Nun steht der Lehm-Haar-Kopf im Garten. Zu Beginn erschien er als Lehmkopf. Der Regen machte ihn haarig. Er wusch den Lehm heraus und liess die Haare hervortreten. Je mehr sie das Bild bestimmten, desto mehr schützten sie den Lehm vor dem Aus-gewaschen-Werden. Der Lehm hält das Ganze weiterhin zusammen.

Beim Lehmkopf sind sie aufeinander angewiesen, der Lehm und das Haar. Ähnlich wie mein Kopf und ich.

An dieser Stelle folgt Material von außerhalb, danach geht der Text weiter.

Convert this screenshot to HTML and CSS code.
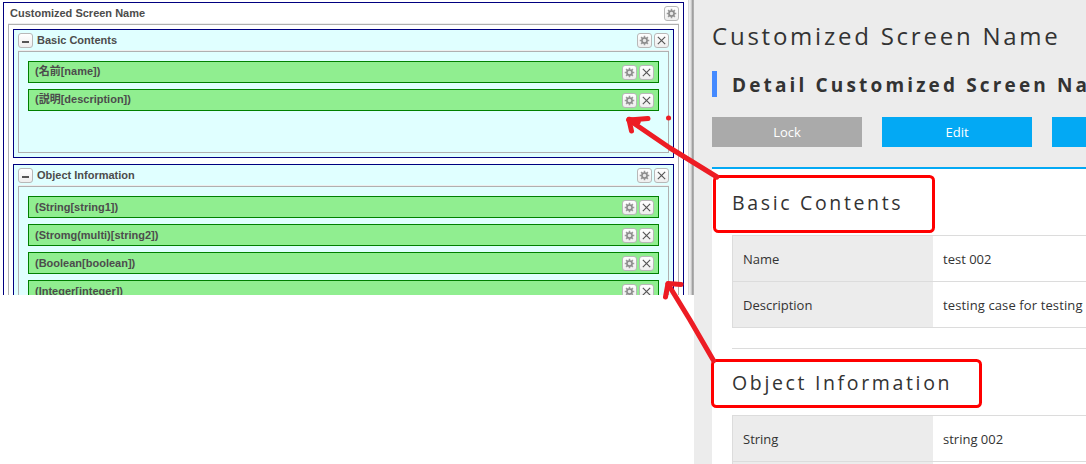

PS: Ich habe ein Buch mit dem Titel „dein haar“ gemacht – ein Kunstbuch,  jawohl.

00

Einleitung

Meine Texte entstehen oft am Morgen. Ich bin dann frischer, mein Gehirn ist in Denklaune. Es erfreut sich an einer bemerkenswerten Beobachtung, brütet eine verdrehte Idee aus, sinniert über das Leben, über ein Bild aus einem Traum oder die Verwendung eines Wortes.

Rasch entwickelt sich etwas und – verschwindet unbemerkt wieder im Gewurstel des Tages oder zieht sich in die Windungen meines Denkorgans zurück.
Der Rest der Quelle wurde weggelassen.